Удивляться, впрочем, нечему. События в Испании шли бок о бок с трагическими событиями в Москве. Гражданская война между республиканцами и фалангистами вспыхнула в июне 1936 года. А в августе этого же года в Москве Сталин добивает последних из "славной когорты": начинается суд над Зиновьевым и Каменевым. В качестве вины им вменяется, в частности, намерение ликвидировать "величайшего гения всех времен и народов" Иосифа Виссарионовича Сталина. Уже по заведенному ритуалу "врагов народа" обвиняют в связях с империалистами, иностранными шпионами и вредителями. В стране нагнетается атмосфера заговоров и шпиономании. Для оправдания террора нужно время от времени "предъявлять" врагов, и их ищут повсюду, в том числе и в Испании, и в среде русской эмиграции.
Есть и еще одна малоисследованная причина пристального внимания Сталина и НКВД к "испанцам". Дело в том, что интернационалистские чувства были не единственным побуждением советских людей, просившихся в Испанию. Имеются свидетельства и того, что многие ехали под пули франкистов, фактически спасаясь от удавки НКВД. Бежали под пули от душной атмосферы всеобщей подозрительности, шельмования, от опасности быть увезенным в одну из ночей в "воронке" и не вернуться. Геройская смерть в рядах республиканцев была предпочтительнее анонимной смерти в сталинском ГУЛАГе. Но и в Испании их настигала рука ежовских исполнителей 9.
Подозрительность Сталина в отношении республиканцев имела свои политические основания. Дело в том, что в рядах бойцов интернациональных бригад собралось много революционеров-интернационалистов. В Испанию стекались оказавшиеся за рубежом троцкисты, анархисты.
Озабоченный исключительно своей властью и уничтожением политических оппонентов, Сталин думает не столько о помощи республиканцам, сколько о выявлении троцкистов в рядах испанских добровольцев. Деятельность НКВД в Испании в значительной мере ориентировалась на эту "сверхзадачу". Террор, развязанный Сталиным против своих противников в Москве, продолжался и в Испании.
Одной из баз, с которой действовали сталинские опричники в Испании, становится Париж, где наличие большой и разномастной русской эмиграции служило прекрасной почвой для создания сети секретных агентов. Немало их оказалось и в верхушке РОВС, который, по мнению ряда исследователей, фактически контролировался НКВД 10.
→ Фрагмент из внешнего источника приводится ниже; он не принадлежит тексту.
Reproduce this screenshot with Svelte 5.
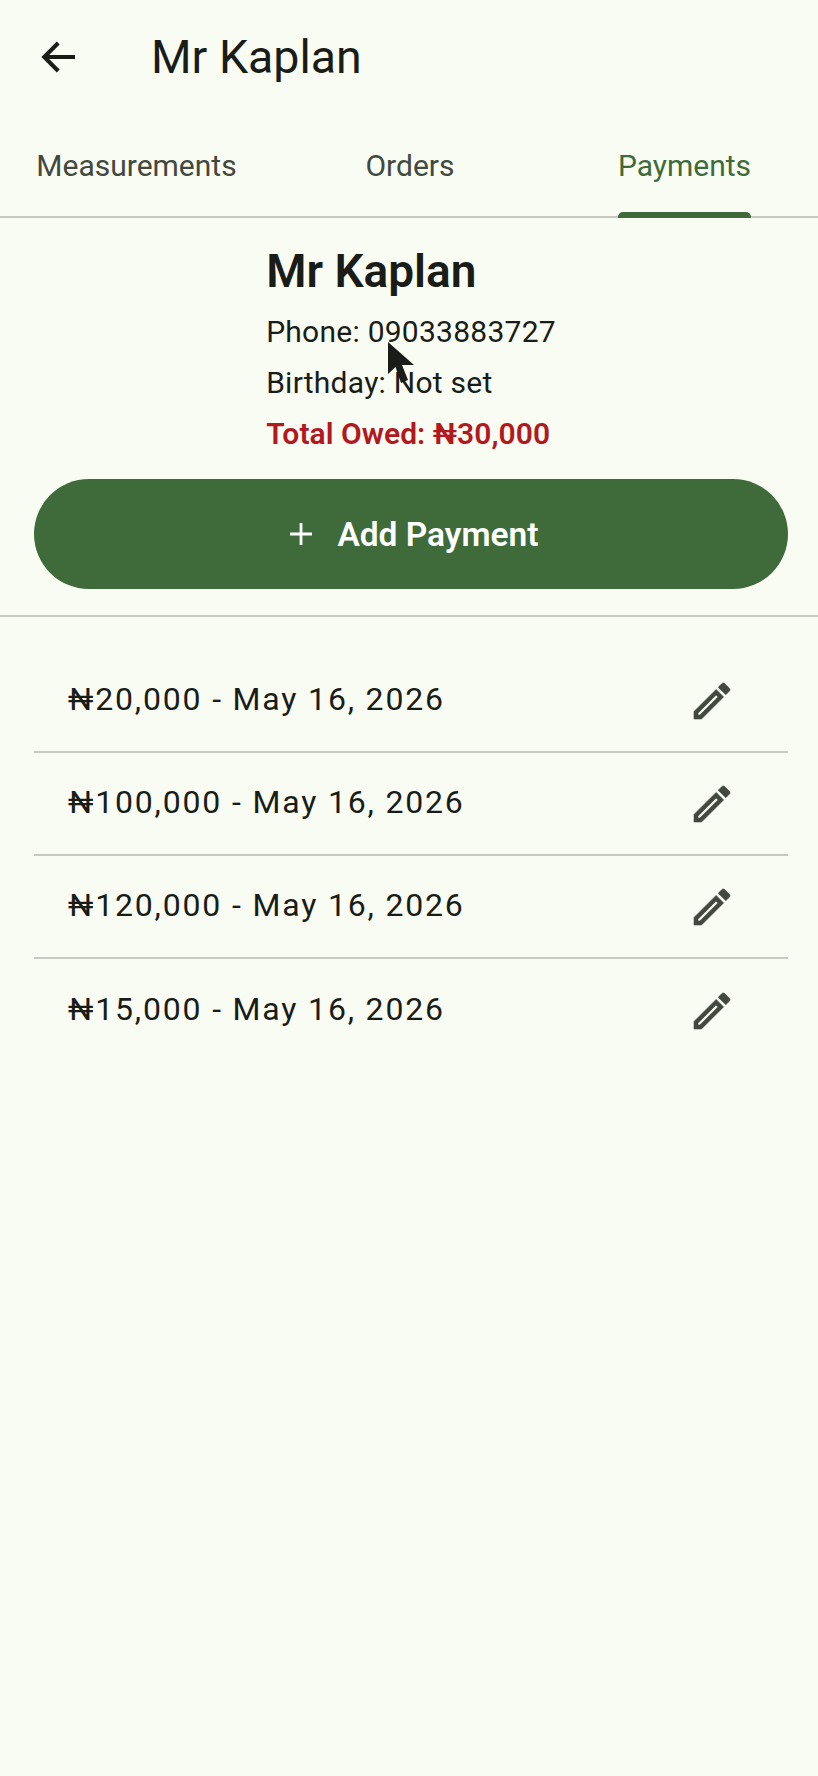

В советской печати уже появляются свидетельства о деятельности НКВД в среде русской эмиграции 11. В частности, упоминалось имя Сергея Эфрона, мужа русского поэта Марины Цветаевой. Активный деятель "возвращенческого движения", Сергей Эфрон в период испанской войны был причастен к переправке секретных сотрудников НКВД в Испанию. Дело в том, что патриотически настроенный "Союз возвращения на родину" рекрутировал бойцов и для интернациональных бригад республиканцев. Многие эмигранты, мечтавшие вернуться в Россию, смотрели на участие в испанской войне на стороне республиканцев, поддерживаемых советским правительством, как на своего рода "выкуп", дающий право получить билет в Москву, Советские официальные органы в Париже, не давая официальных заверений, тем не менее стимулировали подобные настроения.
Имелись среди эмигрантов и такие, которые предпочитали занять в испанской войне правый фланг. Испанская война стала для эмиграции как бы еще одним рубежом размежевания.
Участие русских белых офицеров (надо подчеркнуть - очень ограниченное) на стороне фалангистов, на наш взгляд, имело скорее психологические, нежели политические мотивировки. В отличие от идей Гитлера, получивших достаточную известность посредством книги "Майн кампф", идеология франкизма, по сути дела, не была широко известна в Европе. И уж менее всего о ней знали в среде русской эмиграции. Офицерская эмиграция, в значительной части своей настроенная промонархистски, не питала больших симпатий к диктаторским наклонностям Франко. На поля воюющей Испании влекло другое.
Стремившиеся попасть в Испанию являлись боевыми офицерами, прошедшими фронты первой мировой и гражданской войн в России. Война была их "специальностью", в сущности, образом жизни. Большинство добровольцев белой армии Врангеля, за исключением узкого круга артиллерийских и морских офицеров, не имели специальности, которую можно было бы в эмиграции приспособить к гражданскому быту. Они труднее всех проходили адаптацию на чужбине, больше других мыкались без работы. Офицерство было психологически наиболее дестабилизированной частью эмиграции. Оно же более всего страдало, в силу понятий о чести, достоинстве, из-за своего, в сущности, положения отверженных в гражданском европейском обществе.